O  Projeto de Lei (PL) 1.295/23, de iniciativa do governador do Estado, foi aprovado pelo Plenário da Assembleia Legislativa de Minas Gerais (ALMG) em 28/09/2023. A proposta original incluía rações para animais domésticos e produtos de toucador utilizados para a higiene bucal na lista de supérfluos, mas essas mercadorias foram retiradas da lista antes da sanção.

Para o nosso sócio, Paulo Coimbra, “a EC 31/2000 introduziu alterações significativas ao criar fundos de erradicação da miséria financiados com a receita de impostos. Essa alteração impacta a natureza dos impostos, que passam a se assemelhar às contribuições especiais. Afinal, a principal diferença entre essas duas espécies tributárias reside na destinação da receita arrecadada. Enquanto a receita dos impostos, em regra, não pode ser vinculada a órgãos, fundos ou despesas específicas, as contribuições especiais são essencialmente finalísticas e sua receita deve ser alocada para propósitos definidos, tais como o financiamento da seguridade social. Paralelamente, a constante relativização dessas distinções entre impostos e contribuições pelo legislador e pelo Supremo Tribunal Federal tem gerado distorções no sistema constitucional tributário.

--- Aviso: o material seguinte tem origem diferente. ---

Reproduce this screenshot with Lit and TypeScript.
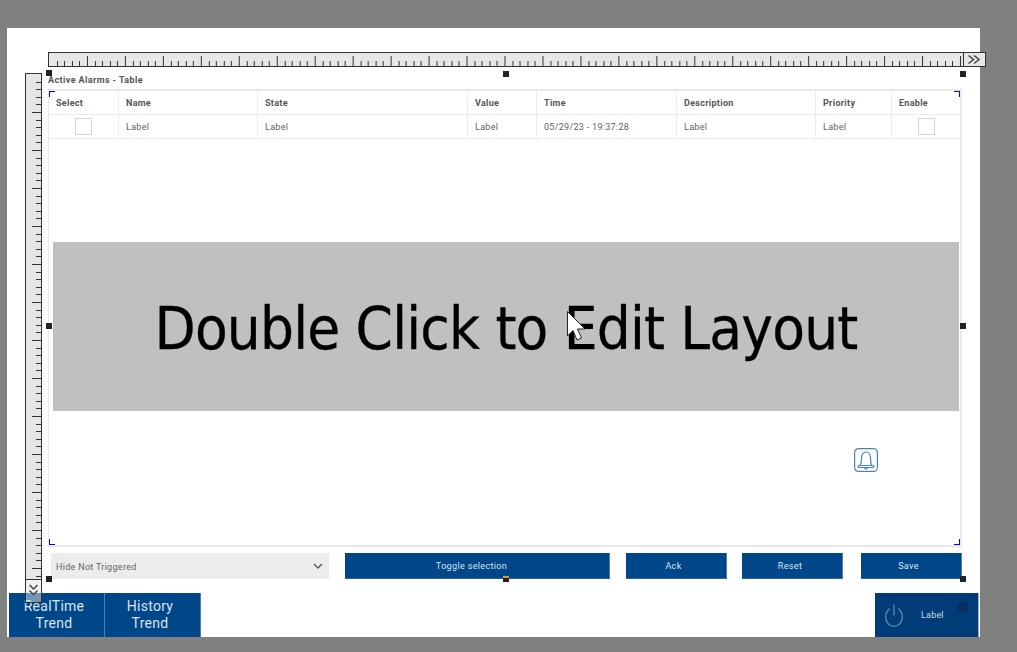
import { LitElement, html, css, svg } from "lit";
import { customElement } from "lit/decorators.js";

const COLS = ["Select", "Name", "State", "Value", "Time", "Description", "Priority", "Enable"];
const ROW = [null, "Label", "Label", "Label", "05/29/23 - 19:37:28", "Label", "Label", null];

function ticksH(len: number) {
  const out = [];
  const n = Math.floor(len / 7.6);
  for (let i = 1; i <= n; i++) {
    const x = Math.round(i * 7.6) + 0.5;
    out.push(svg`<line x1=${x} x2=${x} y1=${i % 5 === 0 ? 4 : 9} y2="14" />`);
  }
  return out;
}
function ticksV(len: number) {
  const out = [];
  const n = Math.floor(len / 7.6);
  for (let i = 1; i <= n; i++) {
    const y = Math.round(i * 7.6) + 0.5;
    out.push(svg`<line y1=${y} y2=${y} x1=${i % 5 === 0 ? 6 : 10} x2="15" />`);
  }
  return out;
}

@customElement("app-root")
export class AppRoot extends LitElement {
  static styles = css`
    :host { display: block; width: 1017px; height: 652px; background: #808080; overflow: hidden; font-family: Roboto, "Liberation Sans", sans-serif; }
    .stage { padding: 28px 37px 15px 7px; height: 652px; box-sizing: border-box; }
    .canvas { position: relative; height: 609px; background: #fff; display: flex; flex-direction: column; padding: 45px 0 0 0; box-sizing: border-box; }

    .widget { margin-left: 41px; width: 914px; display: flex; flex-direction: column; }
    .title { height: 16px; font-size: 9px; font-weight: 700; color: #555; line-height: 13px; padding-top: 1px; box-sizing: border-box; letter-spacing: .4px; }
    .frame { position: relative; height: 458px; border: 2px solid #e9e9e9; box-sizing: border-box; border-left-width: 1px; display: flex; flex-direction: column; }
    .grid { display: grid; grid-template-columns: 70px 139px 210px 69px 140px 139px 76px 69px; }
    .cell { height: 24px; border-right: 1px solid #ededed; border-bottom: 1px solid #ededed; box-sizing: border-box; font-size: 9px; color: #5f5f5f; display: flex; align-items: center; padding-left: 7px; letter-spacing: .3px; }
    .cell:nth-child(8n) { border-right: none; }
    .head { font-weight: 700; color: #555; }
    .cell.check { justify-content: center; padding-left: 0; }
    .box { width: 17px; height: 17px; border: 1px solid #d5d5d5; box-sizing: border-box; background: #fff; }
    .slot { height: 169px; margin: 103px 1px 0 4px; background: #c0c0c0; color: #000; display: flex; align-items: center; justify-content: center; font-family: "DejaVu Sans Condensed", "DejaVu Sans", sans-serif; font-stretch: condensed; font-size: 59.5px; letter-spacing: -.8px; -webkit-text-stroke: .3px #000; line-height: 1; white-space: nowrap; padding-top: 4px; box-sizing: border-box; }
    .corner { position: absolute; width: 6px; height: 6px; border: 0 solid #0000ff; box-sizing: border-box; }
    .corner.tl { left: 0; top: 0; border-width: 1px 0 0 1px; }
    .corner.tr { right: 0; top: 0; border-width: 1px 1px 0 0; }
    .corner.bl { left: 0; bottom: 0; border-width: 0 0 1px 1px; }
    .corner.br { right: 0; bottom: 0; border-width: 0 1px 1px 0; }
    .bell { position: absolute; left: 805px; top: 357px; width: 24px; height: 24px; }

    .controls { display: flex; height: 26px; margin-top: 6px; padding-left: 3px; }
    .select { width: 278px; background: #ececec; color: #666; font-size: 9px; letter-spacing: .3px; display: flex; align-items: center; justify-content: space-between; padding: 1px 6px 0 5px; box-sizing: border-box; }
    .select svg { width: 10px; height: 6px; margin-top: -1px; }
    .btn { background: #004789; border-right: 1px solid #4d7eac; border-bottom: 1px solid #2a639b; box-sizing: border-box; color: #d9e4ef; font-size: 9px; letter-spacing: .35px; display: flex; align-items: center; justify-content: center; padding-right: 5px; }
    .b1 { width: 265px; margin-left: 16px; padding-right: 11px; }
    .b2 { width: 101px; margin-left: 16px; }
    .b3 { width: 101px; margin-left: 15px; padding-right: 4px; }
    .b4 { width: 101px; margin-left: 18px; }

    .nav { display: flex; height: 44px; margin-top: 14px; padding-left: 2px; padding-right: 1px; justify-content: space-between; }
    .tabs { display: flex; }
    .tab { width: 96px; background: #004789; border-right: 1px solid #4d7eac; box-sizing: border-box; color: #d9e4ef; font-size: 14px; line-height: 17px; display: flex; align-items: center; justify-content: center; text-align: center; letter-spacing: .25px; padding-right: 5px; }
    .power { position: relative; width: 104px; background: #003d78; border-right: 1px solid #aab; box-sizing: border-box; color: #cdd9e6; font-size: 9px; letter-spacing: .2px; display: flex; align-items: center; padding-left: 10px; }
    .power svg { width: 18px; height: 23px; }
    .power span { margin-left: 18px; }
    .led { position: absolute; right: 9px; top: 8px; width: 12px; height: 12px; border-radius: 50%; background: #053060; }

    .ruler { position: absolute; background: #e6e6e6; border: 1px solid #333; box-sizing: border-box; }
    .ruler svg { display: block; stroke: #333; stroke-width: 1; }
    .rh { left: 41px; top: 24px; width: 938px; height: 15px; display: flex; justify-content: space-between; }
    .rh .more { width: 22px; height: 13px; border-left: 1px solid #333; box-sizing: border-box; flex: none; }
    .rv { left: 18px; top: 45px; width: 17px; height: 530px; background: transparent; display: flex; flex-direction: column; }
    .rv > svg { background: #e6e6e6; flex: none; }
    .rv .more { flex: 1; border-top: 1px solid #333; background: rgba(230,230,230,.5); }
    .ruler .more svg { stroke: #444; fill: none; stroke-width: 1.5; }

    .h { position: absolute; width: 6px; height: 6px; background: #222; }
    .h.orange { border-top: 2px solid #e2913f; height: 4px; }
    .cursor { position: absolute; left: 560px; top: 283px; width: 20px; height: 32px; }
  `;

  render() {
    const handles: [number, number, boolean][] = [
      [39, 42, false], [496, 43, false], [953, 43, false],
      [39, 295, false], [953, 295, false],
      [39, 548, false], [496, 548, true], [953, 548, false],
    ];
    return html`
      <div class="stage">
        <div class="canvas">
          <div class="widget">
            <div class="title">Active Alarms - Table</div>
            <div class="frame">
              <div class="grid">
                ${COLS.map((c) => html`<div class="cell head">${c}</div>`)}
                ${ROW.map((c) => c === null
                  ? html`<div class="cell check"><div class="box"></div></div>`
                  : html`<div class="cell">${c}</div>`)}
              </div>
              <div class="slot">Double Click to Edit Layout</div>
              <i class="corner tl"></i><i class="corner tr"></i><i class="corner bl"></i><i class="corner br"></i>
              <svg class="bell" viewBox="0 0 24 24" fill="none" stroke="#4a83b5" stroke-width="1.2">
                <rect x=".6" y=".6" width="22.8" height="22.8" rx="4" />
                <path d="M6 17.500C7.500 15.500 7.500 13 7.500 10.500 7.500 6.500 9.500 4 12 4s4.500 2.500 4.500 6.500c0 2.500 0 5 1.500 7" />
                <path d="M5 17.500h14a1 1 0 0 1 0 2H5a1 1 0 0 1 0-2z" />
                <path d="M10.500 19.500c0 1.800 3 1.800 3 0" />
              </svg>
            </div>
            <div class="controls">
              <div class="select">Hide Not Triggered
                <svg viewBox="0 0 10 6" fill="none" stroke="#555" stroke-width="1.4"><path d="M1 1l4 4 4-4"/></svg>
              </div>
              <div class="btn b1">Toggle selection</div>
              <div class="btn b2">Ack</div>
              <div class="btn b3">Reset</div>
              <div class="btn b4">Save</div>
            </div>
          </div>
          <div class="nav">
            <div class="tabs">
              <div class="tab">RealTime<br />Trend</div>
              <div class="tab">History<br />Trend</div>
            </div>
            <div class="power">
              <svg viewBox="0 0 18 23" fill="none" stroke="#6f8fb2" stroke-width="1.2">
                <path d="M9 .5v11" />
                <path d="M5 4.500C2.500 6.300 .7 9 .7 13c0 5.300 3.700 9.400 8.300 9.400s8.300-4.100 8.300-9.400c0-4-1.800-6.700-4.300-8.500" />
              </svg>
              <span>Label</span>
              <i class="led"></i>
            </div>
          </div>

          <div class="ruler rh">
            <svg width="915" height="13" viewBox="0 1 915 13">${ticksH(915)}</svg>
            <div class="more">
              <svg width="21" height="13" viewBox="0 0 21 13"><path d="M4.500 2.500l5 4-5 4 M10 2.500l5 4-5 4" /></svg>
            </div>
          </div>
          <div class="ruler rv">
            <svg width="15" height="505" viewBox="0 0 15 505">${ticksV(505)}</svg>
            <div class="more">
              <svg width="15" height="22" viewBox="0 0 15 22"><path d="M3.500 5l4 4 4-4 M3.500 10.500l4 4 4-4" /></svg>
            </div>
          </div>
          ${handles.map(([x, y, o]) => html`<i class="h ${o ? "orange" : ""}" style="left:${x}px;top:${y}px"></i>`)}
          <svg class="cursor" viewBox="0 0 20 32">
            <path d="M.5.500V25l5.500-5.500 4 9.500 4.500-2-4-9h7.500z" fill="#fff" stroke="#222" stroke-width="1" />
          </svg>
        </div>
      </div>
    `;
  }
}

Além disso, o legislador constituinte agiu de maneira apropriada ao limitar o adicional do ICMS a 2% sobre produtos supérfluos, muitos dos quais prejudiciais à saúde dos consumidores. Nota-se, nesse aspecto, uma semelhança entre o adicional do ICMS reinstituído em Minas Gerais pela Lei Estadual 6.763/75 e o Imposto Seletivo Federal (IS), conhecido como “sin tax,” proposto na PEC 45/2019 da Reforma Tributária atualmente em discussão no Senado. O IS da Reforma, tal como o adicional do ICMS em MG, também incidirá sobre a comercialização de bebidas alcoólicas e cigarros. Nesse sentido, é louvável a atuação da ALMG que promoveu a exclusão dos produtos de higiene bucal e rações para animais domésticos da lista de produtos supérfluos sujeitos ao adicional”.